Supreme Court has dismissed the 1994 Ismail Faruqui judgment’s observation that “a mosque is not an essential part of the practice of Islam and namaz” as having no bearing on the Babri Masjid-Ramjanmabhoomi title suit. The order paves way for hearings in the title dispute to resume by interpreting the observations in Faruqui in the specific context of government acquiring 67 acres in and around the disputed mosque, which it said “need not be read broadly”. But beyond Ayodhya, this observation in Faruqui is at variance with a secular republic’s mandate to preserve the sanctity of religious places.

Ideally, a seven-judge constitutional bench should review the Faruqui judgment because it gives political oxygen to other historical disputes related to religious structures and raises the possibility of more Ayodhya-like cleavages. Justice Bharucha’s minority view in Faruqui had termed the Ayodhya land acquisition on grounds of preserving public order as constitutionally impermissible. He noted that when adherents of the majority religion used force of numbers to assail the place of worship of another religion and disrupt public order, it was the duty of the state to protect the place of worship, not acquire it to preserve public order.

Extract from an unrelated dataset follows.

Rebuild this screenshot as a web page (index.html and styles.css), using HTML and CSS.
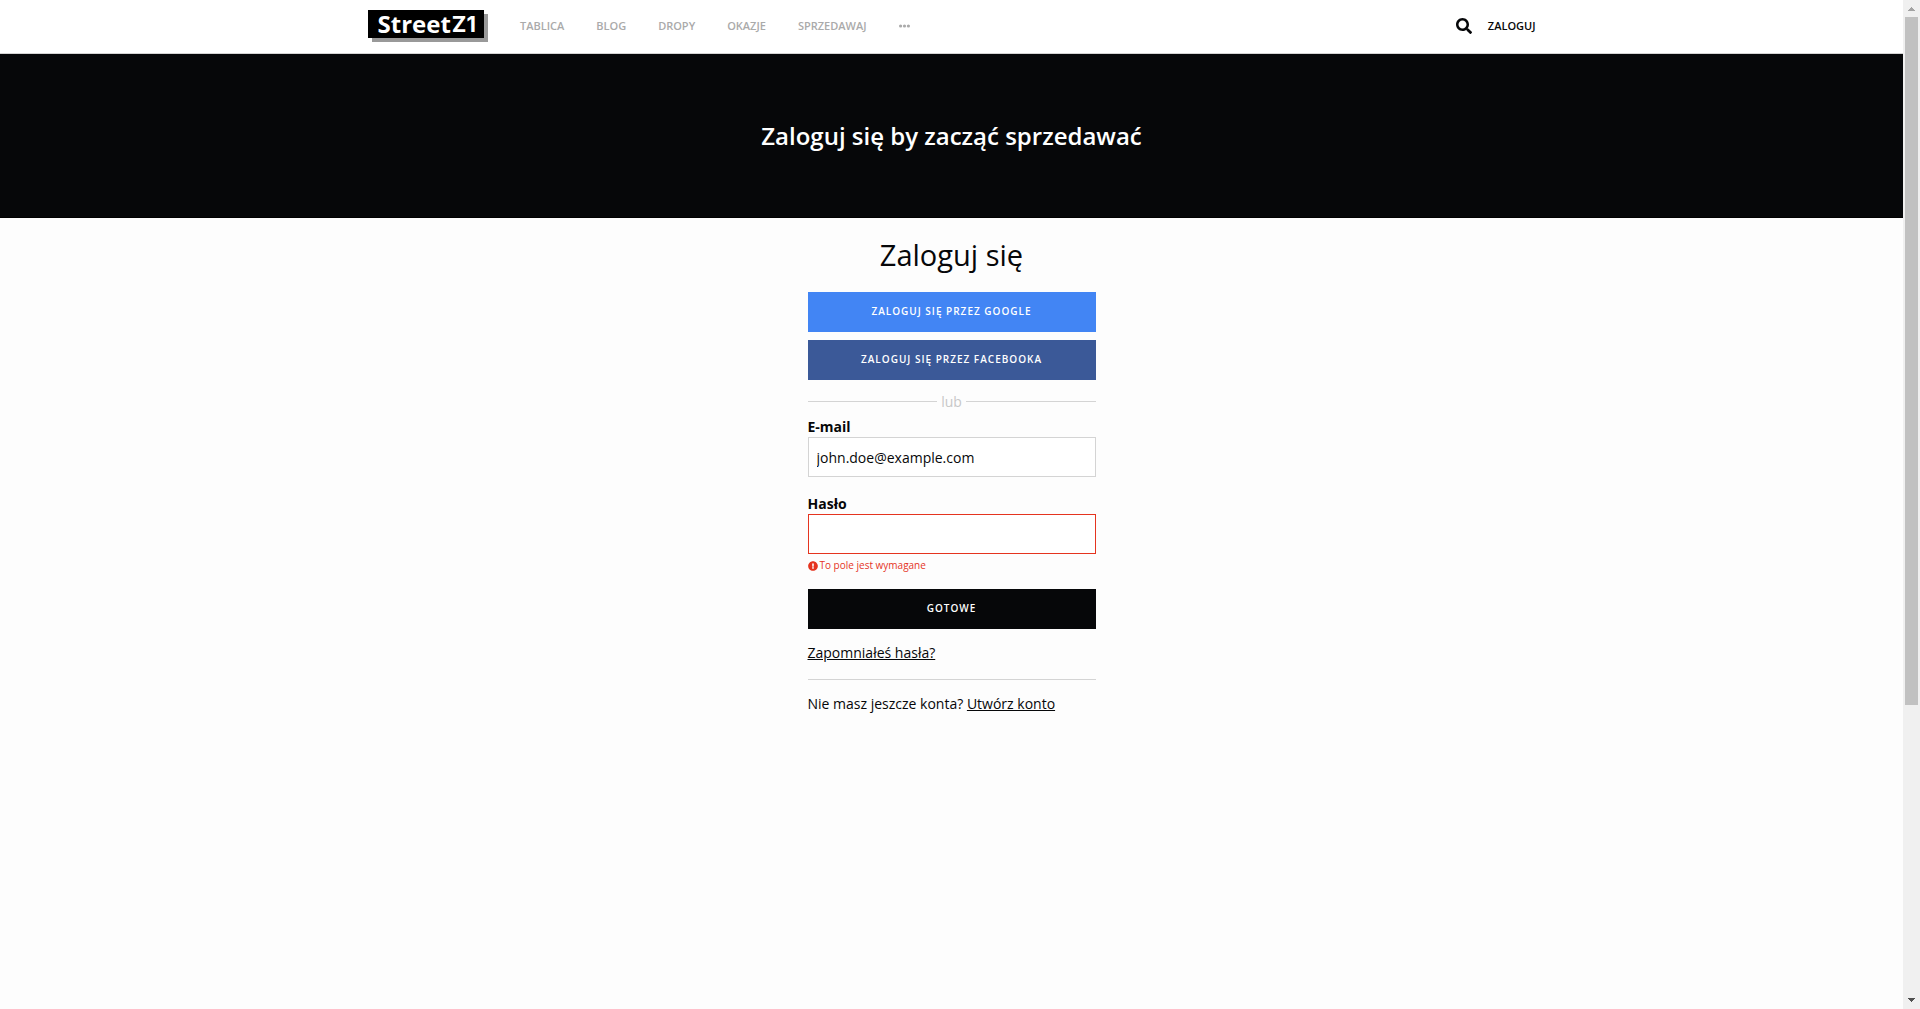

Justice Abdul Nazeer’s dissenting verdict on Thursday found that Faruqui influenced the 2010 Allahabad high court verdict portioning the land three ways. He asks whether an essential religious practice can be determined without detailed examination of religious tenets, as was the case in the 1994 verdict. In contrast to Faruqui, the Babri title suit must scrupulously strive to stay away from religious arguments and go strictly by property documents and civil laws. The title suit could also be heard by a larger bench, to benefit from more judicial minds applying themselves to the vexed dispute. Matters of religion must not distract from India’s great civilisational project of material and spiritual uplift. The ball is in SC’s court.